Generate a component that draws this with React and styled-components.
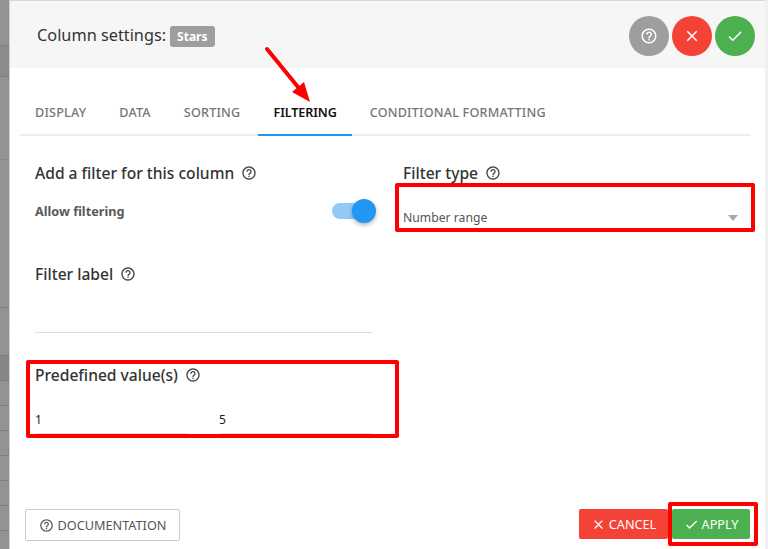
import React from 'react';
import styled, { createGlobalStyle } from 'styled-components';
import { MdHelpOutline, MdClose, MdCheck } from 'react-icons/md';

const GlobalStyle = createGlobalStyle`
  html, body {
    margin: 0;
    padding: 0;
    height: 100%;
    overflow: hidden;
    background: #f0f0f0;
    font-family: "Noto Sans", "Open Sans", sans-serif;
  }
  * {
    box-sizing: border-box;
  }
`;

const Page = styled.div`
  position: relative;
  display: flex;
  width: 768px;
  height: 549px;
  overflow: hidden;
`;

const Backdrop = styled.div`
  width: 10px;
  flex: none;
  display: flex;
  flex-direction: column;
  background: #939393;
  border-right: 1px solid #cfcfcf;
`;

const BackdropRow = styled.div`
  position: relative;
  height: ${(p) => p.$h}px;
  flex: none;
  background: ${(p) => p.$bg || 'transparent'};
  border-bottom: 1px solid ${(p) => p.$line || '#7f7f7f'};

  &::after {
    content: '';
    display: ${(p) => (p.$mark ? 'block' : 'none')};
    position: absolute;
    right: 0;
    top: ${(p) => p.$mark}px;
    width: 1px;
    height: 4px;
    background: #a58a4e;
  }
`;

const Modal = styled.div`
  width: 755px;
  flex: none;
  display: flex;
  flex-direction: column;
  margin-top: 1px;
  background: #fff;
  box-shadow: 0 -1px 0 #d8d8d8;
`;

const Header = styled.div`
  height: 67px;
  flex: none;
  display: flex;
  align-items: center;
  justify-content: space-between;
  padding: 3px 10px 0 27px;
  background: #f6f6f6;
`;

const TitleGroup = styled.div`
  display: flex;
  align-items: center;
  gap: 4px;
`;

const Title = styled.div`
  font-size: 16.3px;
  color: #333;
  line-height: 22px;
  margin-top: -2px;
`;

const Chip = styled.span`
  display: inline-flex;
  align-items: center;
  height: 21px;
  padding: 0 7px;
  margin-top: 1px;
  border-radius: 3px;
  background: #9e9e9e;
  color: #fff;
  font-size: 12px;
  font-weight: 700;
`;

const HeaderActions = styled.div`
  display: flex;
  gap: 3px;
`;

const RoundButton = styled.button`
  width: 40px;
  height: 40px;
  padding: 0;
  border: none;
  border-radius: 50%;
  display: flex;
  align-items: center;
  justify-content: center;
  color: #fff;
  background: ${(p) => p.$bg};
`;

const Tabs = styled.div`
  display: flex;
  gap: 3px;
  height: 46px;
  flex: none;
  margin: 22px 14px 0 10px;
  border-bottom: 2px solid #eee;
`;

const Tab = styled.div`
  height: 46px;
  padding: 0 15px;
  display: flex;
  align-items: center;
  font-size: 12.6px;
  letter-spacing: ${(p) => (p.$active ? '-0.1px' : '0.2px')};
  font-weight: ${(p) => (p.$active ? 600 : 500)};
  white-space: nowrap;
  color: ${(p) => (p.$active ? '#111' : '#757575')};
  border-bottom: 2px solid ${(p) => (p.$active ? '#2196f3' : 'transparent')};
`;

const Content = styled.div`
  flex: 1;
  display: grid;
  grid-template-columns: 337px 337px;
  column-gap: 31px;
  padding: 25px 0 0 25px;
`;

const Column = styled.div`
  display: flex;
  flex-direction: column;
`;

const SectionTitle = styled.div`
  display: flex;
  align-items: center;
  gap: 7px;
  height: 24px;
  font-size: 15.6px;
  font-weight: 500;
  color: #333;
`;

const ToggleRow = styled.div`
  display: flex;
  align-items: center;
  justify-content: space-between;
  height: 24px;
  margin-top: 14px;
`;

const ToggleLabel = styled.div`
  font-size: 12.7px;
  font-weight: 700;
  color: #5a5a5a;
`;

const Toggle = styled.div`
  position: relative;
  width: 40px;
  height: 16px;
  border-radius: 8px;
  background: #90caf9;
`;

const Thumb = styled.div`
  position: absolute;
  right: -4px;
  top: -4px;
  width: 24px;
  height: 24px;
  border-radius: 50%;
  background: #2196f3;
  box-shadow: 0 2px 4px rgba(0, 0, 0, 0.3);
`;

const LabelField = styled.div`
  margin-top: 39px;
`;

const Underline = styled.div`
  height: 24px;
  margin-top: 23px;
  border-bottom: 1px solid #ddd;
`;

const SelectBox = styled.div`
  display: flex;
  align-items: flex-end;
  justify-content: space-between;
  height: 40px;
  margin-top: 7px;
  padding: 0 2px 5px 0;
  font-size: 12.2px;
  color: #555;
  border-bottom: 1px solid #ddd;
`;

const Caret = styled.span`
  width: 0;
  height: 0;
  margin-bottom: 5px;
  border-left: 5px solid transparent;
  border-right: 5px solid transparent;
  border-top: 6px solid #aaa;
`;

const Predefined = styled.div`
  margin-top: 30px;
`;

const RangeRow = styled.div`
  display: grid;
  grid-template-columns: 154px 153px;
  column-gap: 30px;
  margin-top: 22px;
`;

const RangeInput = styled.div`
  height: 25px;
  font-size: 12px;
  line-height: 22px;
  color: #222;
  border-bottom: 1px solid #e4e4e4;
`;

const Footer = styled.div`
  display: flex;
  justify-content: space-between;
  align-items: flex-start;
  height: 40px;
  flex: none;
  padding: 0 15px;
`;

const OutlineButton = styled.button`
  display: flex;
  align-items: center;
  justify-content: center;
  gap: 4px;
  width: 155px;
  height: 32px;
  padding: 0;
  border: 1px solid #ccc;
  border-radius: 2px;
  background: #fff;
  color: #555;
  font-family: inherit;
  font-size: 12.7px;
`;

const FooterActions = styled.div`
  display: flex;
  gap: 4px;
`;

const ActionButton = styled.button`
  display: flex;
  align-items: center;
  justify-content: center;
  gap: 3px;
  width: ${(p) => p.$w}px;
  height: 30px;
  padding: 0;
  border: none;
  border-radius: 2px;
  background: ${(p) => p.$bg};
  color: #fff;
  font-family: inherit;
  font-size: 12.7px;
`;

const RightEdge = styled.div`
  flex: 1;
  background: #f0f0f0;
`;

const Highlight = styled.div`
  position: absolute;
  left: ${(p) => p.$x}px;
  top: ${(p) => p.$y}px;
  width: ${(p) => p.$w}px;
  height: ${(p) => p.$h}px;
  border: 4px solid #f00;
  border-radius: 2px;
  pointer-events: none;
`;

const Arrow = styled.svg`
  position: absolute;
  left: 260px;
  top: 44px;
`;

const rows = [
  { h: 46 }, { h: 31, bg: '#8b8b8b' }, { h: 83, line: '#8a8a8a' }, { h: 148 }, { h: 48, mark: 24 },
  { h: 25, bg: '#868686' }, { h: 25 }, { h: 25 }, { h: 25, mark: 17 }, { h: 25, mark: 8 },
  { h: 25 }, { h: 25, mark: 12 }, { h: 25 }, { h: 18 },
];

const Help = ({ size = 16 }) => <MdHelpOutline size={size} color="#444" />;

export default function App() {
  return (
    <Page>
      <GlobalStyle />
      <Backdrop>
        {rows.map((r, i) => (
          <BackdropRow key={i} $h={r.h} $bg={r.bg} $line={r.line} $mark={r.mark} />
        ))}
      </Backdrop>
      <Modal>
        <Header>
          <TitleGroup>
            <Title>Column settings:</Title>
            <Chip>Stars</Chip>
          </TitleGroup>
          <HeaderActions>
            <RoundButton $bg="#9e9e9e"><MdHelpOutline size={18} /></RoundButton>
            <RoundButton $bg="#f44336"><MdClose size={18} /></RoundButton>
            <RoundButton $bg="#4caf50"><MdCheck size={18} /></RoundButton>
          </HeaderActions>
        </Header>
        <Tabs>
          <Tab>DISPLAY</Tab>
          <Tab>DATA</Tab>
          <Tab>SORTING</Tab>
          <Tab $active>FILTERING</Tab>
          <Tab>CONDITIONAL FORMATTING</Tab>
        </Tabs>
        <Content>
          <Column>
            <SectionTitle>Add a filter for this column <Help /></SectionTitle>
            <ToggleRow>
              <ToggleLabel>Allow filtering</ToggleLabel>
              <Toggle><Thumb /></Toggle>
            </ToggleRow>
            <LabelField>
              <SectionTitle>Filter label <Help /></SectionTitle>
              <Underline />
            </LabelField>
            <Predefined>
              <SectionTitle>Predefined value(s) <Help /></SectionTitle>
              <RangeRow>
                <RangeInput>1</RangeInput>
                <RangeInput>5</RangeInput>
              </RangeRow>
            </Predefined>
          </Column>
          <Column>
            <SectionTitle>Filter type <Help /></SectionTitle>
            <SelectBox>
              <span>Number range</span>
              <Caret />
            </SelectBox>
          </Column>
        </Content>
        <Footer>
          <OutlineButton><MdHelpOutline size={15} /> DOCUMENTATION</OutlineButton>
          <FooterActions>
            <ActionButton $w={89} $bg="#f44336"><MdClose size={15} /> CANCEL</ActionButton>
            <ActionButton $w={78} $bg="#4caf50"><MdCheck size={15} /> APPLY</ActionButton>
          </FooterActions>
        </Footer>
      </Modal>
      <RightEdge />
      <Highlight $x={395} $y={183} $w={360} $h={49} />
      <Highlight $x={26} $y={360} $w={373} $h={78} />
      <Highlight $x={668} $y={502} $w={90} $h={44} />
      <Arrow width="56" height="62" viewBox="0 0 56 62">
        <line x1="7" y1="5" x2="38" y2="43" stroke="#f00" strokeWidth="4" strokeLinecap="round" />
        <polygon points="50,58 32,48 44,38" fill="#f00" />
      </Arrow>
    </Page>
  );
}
========================================
*Objective*. Without any pictures, reproduce the lines from the first one in the material through the line that has "MdHelpOutline, MdClose, MdCheck", exactly as they appear.

*Written response*.
Generate a component that draws this with React and styled-components.
import React from 'react';
import styled, { createGlobalStyle } from 'styled-components';
import { MdHelpOutline, MdClose, MdCheck } from 'react-icons/md';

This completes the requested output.